The federal government, on July 10, announced a total projected expenditure of N11.9 trillion for the 2021 fiscal year.  The Minister of Finance, Budget and National Planning, Zainab Ahmed, made the announcement in Abuja during the online presentation of the draft 2021-2023 medium-term expenditure framework (MTEF) which is a pre-budget presentation by the government.

While making the presentation to civil society organizations, the private sector and the general public, the minister said the projected revenue was N6.988 trillion with a deficit of N5.16 trillion.

As things stand, the 2021 budget will be the largest in the history of Nigeria in naira terms.

The 2020 budget was N10.33 trillion with the total revenue at N8.15 trillion leaving a deficit of over N2 trillion.

Similarly, when President Muhammadu Buhari signed the 2019 budget into law on 27 May, 2019, the total expenditure was put at N8.92 trillion.

Previously, it was the 2018 budget that was famed to be the largest in the history of Nigeria with an aggregate spending of N9.12 trillion, revenue of N7.17 trillion and a deficit of N1.95 trillion. The 2018 budget was an increase of 23.6% over the one signed into law in 2017.

The pattern in these budgets is the widening deficits and the government’s penchant to borrow to finance it; a pattern which the 2021 proposed expenditure has taken to an alarming level with a deficit of over N5 trillion.

We understand that budget deficits are a common, sometimes necessary, ingredients of budgets globally. One would also sympathise with government since the National Bureau of Statistics (NBS) announced that the economy is going into the second recession in four years. So, it makes sense for the government to borrow in order to energise the economy.

However, of concern is the fact that the borrowing is throwing the nation into a vicious cycle of generating revenue not for Nigerians but for the creditors.

Not surprisingly, the minister, during the aforementioned presentation said the government would find more areas to generate revenue and reduce waste.

Both of these solutions are not comforting to Nigerians because, first of all, when the government promises to cut waste and reduce extravagance, it simply does not. Instead, it spends in such a manner that is worrisome to Nigerians. Over the years, in this regard, it appears that the government lacks the discipline to enact what it promises.

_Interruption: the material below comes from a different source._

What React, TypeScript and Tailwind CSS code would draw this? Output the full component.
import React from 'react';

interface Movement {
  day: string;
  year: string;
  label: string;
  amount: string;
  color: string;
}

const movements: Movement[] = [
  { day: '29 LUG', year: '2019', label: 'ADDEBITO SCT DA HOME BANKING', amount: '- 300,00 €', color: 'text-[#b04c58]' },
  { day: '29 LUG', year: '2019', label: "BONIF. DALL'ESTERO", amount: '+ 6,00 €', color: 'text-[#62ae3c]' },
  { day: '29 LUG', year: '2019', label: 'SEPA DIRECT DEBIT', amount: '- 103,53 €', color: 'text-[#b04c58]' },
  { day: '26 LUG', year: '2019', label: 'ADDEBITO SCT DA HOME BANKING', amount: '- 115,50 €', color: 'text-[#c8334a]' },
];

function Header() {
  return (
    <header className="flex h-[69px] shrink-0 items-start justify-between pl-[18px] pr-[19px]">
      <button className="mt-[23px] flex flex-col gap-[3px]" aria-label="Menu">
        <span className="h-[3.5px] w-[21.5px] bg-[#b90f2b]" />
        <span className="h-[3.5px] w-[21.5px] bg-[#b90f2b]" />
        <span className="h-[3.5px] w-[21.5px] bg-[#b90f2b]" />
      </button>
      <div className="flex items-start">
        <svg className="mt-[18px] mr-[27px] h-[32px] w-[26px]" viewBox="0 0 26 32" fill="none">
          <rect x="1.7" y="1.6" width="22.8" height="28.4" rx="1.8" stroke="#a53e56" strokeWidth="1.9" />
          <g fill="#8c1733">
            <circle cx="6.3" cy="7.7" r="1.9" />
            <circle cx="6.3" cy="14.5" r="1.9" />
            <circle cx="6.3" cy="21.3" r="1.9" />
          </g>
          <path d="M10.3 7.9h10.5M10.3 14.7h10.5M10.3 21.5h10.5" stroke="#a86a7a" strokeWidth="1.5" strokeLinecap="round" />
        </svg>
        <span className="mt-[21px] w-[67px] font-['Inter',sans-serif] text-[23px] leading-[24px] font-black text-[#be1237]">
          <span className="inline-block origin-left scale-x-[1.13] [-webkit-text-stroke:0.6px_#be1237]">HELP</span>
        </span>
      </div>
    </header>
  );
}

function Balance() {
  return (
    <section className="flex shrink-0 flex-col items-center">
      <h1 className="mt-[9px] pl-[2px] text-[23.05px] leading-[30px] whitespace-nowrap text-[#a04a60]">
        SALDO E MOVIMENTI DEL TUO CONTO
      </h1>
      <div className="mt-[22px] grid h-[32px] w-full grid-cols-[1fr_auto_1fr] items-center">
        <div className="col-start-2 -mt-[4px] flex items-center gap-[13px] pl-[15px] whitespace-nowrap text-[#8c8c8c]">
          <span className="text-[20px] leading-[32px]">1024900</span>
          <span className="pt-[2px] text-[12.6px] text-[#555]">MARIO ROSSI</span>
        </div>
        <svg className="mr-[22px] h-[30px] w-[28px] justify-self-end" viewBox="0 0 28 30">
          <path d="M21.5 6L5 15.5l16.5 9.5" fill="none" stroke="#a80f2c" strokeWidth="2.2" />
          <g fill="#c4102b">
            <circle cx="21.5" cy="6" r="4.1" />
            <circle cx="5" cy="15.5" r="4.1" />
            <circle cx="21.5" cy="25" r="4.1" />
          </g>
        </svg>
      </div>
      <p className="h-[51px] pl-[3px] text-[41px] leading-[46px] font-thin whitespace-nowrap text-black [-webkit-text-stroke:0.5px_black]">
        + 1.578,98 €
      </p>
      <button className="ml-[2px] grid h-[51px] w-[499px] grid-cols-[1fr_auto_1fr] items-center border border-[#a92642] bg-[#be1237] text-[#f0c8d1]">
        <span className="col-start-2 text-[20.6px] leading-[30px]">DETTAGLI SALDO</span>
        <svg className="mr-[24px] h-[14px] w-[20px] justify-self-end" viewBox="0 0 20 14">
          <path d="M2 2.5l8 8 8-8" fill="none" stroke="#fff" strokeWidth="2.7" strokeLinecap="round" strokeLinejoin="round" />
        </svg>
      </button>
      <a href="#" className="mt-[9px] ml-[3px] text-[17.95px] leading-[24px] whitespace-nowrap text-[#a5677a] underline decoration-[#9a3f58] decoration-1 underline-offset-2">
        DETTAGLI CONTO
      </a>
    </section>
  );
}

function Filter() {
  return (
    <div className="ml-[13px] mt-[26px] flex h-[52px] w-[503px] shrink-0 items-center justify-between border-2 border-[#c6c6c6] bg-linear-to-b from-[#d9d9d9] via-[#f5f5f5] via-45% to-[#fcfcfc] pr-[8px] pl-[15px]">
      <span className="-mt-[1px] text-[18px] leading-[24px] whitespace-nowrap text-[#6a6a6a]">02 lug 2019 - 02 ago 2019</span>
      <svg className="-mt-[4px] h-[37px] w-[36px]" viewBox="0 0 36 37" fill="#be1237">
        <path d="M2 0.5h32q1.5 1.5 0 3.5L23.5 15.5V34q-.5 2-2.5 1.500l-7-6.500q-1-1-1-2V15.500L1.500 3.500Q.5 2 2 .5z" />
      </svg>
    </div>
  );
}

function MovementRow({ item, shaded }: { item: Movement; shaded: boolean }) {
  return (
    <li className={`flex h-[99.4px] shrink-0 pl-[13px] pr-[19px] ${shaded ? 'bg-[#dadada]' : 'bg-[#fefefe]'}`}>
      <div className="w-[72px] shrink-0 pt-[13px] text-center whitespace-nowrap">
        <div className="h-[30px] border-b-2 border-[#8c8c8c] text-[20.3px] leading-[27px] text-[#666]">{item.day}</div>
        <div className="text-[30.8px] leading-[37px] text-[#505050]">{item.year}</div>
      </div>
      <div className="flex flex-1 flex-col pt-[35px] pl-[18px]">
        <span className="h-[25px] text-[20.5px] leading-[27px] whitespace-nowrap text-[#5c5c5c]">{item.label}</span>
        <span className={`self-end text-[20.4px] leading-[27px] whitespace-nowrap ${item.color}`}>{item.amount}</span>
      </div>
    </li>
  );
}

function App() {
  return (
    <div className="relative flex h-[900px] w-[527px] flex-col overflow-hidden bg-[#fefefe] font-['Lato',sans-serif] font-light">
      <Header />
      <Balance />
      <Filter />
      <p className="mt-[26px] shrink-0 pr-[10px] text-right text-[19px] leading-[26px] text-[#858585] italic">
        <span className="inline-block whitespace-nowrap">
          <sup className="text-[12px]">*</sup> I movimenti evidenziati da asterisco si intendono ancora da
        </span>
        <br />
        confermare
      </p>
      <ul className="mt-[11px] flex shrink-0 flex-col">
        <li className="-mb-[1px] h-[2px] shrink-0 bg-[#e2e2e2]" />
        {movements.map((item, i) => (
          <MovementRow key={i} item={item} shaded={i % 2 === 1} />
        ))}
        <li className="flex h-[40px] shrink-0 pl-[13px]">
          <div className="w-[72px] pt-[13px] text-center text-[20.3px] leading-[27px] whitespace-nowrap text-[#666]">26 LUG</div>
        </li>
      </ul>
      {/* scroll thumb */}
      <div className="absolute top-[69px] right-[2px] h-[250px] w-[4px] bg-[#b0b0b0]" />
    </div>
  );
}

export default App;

Secondly, when the government promises to look for more creative ways to generate revenue, more often than not, it turns to taxes; and sadly, it does so with such manic zeal that the ultimate goal is not to serve Nigerians, but to serve the foreign creditors.

Interestingly, such high and often confusing taxes kill our businesses, the death of which kills our jobs as many companies close shop and move to neighbouring countries. This ultimately makes nonsense of the government’s sincerity about ease of doing business.

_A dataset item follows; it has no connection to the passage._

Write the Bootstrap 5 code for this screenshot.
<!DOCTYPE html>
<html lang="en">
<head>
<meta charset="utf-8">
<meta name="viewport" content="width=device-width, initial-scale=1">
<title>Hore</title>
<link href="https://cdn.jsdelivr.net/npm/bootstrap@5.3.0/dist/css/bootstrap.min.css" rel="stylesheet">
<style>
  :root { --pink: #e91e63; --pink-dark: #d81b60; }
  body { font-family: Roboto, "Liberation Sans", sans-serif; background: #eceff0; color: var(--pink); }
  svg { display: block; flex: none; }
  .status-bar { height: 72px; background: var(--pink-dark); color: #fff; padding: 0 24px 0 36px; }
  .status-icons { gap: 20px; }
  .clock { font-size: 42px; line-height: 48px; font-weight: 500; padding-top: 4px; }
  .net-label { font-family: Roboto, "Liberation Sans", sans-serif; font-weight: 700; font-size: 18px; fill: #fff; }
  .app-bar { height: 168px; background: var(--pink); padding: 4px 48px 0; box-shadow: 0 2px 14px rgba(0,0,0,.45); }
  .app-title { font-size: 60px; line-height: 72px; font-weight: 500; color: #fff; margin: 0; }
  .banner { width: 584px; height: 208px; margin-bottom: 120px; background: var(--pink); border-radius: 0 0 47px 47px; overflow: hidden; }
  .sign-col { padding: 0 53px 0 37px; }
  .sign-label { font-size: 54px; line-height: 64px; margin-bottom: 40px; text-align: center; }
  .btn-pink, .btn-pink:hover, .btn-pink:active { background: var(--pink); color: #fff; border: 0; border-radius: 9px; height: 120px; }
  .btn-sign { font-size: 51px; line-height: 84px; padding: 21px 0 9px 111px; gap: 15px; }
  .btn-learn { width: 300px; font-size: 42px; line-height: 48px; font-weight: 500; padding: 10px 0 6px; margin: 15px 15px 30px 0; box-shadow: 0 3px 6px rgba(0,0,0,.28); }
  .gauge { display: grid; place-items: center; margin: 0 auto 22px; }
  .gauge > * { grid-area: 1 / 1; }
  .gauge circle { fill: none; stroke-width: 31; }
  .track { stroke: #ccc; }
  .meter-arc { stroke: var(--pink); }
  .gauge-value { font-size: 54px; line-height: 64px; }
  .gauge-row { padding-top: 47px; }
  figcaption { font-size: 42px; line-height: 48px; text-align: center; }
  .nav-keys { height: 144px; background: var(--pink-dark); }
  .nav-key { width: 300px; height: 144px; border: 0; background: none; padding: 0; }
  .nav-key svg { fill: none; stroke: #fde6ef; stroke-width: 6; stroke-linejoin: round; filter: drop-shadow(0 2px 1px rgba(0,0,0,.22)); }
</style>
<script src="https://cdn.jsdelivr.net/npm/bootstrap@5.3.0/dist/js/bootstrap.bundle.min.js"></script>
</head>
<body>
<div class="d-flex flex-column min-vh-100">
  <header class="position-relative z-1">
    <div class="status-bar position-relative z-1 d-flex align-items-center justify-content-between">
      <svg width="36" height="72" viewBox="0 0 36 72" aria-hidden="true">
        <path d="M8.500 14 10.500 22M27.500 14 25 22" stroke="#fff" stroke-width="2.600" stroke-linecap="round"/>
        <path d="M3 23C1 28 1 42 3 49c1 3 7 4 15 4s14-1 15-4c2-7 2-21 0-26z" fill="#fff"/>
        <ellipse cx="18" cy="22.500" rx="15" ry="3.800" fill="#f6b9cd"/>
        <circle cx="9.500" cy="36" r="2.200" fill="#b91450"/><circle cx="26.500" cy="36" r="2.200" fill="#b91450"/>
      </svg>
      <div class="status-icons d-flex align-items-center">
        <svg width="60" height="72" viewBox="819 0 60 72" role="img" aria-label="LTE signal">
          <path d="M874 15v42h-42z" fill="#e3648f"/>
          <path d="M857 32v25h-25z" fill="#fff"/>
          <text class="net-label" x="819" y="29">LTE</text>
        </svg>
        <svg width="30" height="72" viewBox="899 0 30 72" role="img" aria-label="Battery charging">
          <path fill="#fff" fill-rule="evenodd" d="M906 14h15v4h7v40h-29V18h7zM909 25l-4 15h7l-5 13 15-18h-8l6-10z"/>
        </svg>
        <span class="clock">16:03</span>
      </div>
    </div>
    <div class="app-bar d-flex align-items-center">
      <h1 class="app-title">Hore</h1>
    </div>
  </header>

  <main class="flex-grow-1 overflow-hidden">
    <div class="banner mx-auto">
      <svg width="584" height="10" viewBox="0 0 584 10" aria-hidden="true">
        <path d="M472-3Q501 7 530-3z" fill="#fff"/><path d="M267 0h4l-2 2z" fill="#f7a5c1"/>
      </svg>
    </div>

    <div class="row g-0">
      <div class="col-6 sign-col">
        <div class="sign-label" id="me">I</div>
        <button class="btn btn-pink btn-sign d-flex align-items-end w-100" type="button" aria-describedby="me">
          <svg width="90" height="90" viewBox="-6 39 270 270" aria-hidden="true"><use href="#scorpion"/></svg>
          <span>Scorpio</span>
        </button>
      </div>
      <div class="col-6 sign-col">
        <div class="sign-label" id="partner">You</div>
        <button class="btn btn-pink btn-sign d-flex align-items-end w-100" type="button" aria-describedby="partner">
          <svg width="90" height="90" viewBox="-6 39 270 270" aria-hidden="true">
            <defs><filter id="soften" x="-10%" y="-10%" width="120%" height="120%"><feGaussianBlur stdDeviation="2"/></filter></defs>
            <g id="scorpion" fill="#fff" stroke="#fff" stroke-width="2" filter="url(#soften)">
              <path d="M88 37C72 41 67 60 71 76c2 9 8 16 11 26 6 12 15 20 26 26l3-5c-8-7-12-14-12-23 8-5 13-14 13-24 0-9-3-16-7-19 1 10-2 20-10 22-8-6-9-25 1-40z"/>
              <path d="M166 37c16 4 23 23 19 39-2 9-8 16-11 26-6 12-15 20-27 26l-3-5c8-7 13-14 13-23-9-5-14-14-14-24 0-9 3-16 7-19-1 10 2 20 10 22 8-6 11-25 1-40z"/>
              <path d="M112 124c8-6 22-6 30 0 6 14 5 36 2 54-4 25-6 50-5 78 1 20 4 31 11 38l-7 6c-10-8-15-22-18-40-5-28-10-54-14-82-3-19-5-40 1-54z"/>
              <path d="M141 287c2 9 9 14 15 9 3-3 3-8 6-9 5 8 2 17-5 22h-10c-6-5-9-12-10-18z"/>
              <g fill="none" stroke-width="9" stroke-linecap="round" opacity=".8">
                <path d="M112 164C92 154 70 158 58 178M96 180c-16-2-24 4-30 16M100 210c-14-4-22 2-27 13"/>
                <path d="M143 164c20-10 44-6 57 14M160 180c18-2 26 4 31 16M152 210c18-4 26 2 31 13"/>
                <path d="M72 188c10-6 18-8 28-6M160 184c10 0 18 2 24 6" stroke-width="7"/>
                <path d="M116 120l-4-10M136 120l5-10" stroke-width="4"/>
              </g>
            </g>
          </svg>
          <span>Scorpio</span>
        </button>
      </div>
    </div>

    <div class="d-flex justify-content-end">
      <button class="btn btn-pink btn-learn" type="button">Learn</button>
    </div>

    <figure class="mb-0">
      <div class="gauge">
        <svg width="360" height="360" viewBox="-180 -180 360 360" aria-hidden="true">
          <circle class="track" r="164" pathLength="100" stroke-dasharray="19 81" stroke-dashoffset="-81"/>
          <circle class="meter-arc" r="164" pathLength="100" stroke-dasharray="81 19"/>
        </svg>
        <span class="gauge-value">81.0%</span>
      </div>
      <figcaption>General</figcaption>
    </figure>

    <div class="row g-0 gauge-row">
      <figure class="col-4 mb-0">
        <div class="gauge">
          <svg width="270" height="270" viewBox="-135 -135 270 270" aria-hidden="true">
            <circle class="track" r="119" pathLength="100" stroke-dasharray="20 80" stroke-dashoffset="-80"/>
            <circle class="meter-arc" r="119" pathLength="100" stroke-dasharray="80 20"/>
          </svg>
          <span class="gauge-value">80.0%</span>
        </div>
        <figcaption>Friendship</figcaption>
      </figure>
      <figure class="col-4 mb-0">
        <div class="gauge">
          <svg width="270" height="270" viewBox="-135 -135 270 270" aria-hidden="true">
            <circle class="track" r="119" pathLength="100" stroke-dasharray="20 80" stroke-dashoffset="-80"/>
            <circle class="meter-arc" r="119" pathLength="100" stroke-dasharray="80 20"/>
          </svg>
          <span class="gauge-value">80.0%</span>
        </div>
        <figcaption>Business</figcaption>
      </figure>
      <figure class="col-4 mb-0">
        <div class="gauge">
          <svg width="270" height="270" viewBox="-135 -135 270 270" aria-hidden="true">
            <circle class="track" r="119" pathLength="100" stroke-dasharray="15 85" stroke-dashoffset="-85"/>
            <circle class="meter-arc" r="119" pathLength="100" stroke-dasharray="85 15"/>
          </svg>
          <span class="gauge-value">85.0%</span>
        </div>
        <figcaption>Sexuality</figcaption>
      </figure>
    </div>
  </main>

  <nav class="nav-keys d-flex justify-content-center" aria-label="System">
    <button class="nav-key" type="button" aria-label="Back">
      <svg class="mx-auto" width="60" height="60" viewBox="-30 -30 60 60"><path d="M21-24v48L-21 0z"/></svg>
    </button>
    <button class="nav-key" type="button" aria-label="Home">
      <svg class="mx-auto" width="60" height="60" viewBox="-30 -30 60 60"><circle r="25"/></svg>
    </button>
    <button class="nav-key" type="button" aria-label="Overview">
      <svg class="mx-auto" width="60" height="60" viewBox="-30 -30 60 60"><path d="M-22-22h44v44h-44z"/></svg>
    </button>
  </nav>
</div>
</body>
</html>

It is no wonder some have already called this huge proposed expenditure a pipe dream. There are a number of reasons why Nigerians don’t get excited about budgets.

One, as a fiscal policy, the budget is a law that is supposed to be implemented in its entirety – failure to do that is an impeachable offense. But here we treat national budgets like household estimates, to be used and abused according to the proclivities of selected persons.

Also, Nigerians will see little, if any, of it. Our government has refused to spend on the people at a time that the world has realised that human capital (the wealth in the people) is two thirds of the wealth of nations.

For example, in the 2018 budget that was admired for its size, education, the first component of human capital was given 8% – that is both education and UBE. The global standard is for education to be above 20% of the budget. The allocation to health, the second component of human capital was also dismal.

This shows that the money is not technically spent on Nigerians. The government is always under pressure to generate revenue so that it can pay debts to the foreign creditors which usually means more taxes on businesses and individuals; which means we simply work and earn for the creditors.  We hope that the government will get it right this time. Allocate appropriately and make the budget work for Nigerians.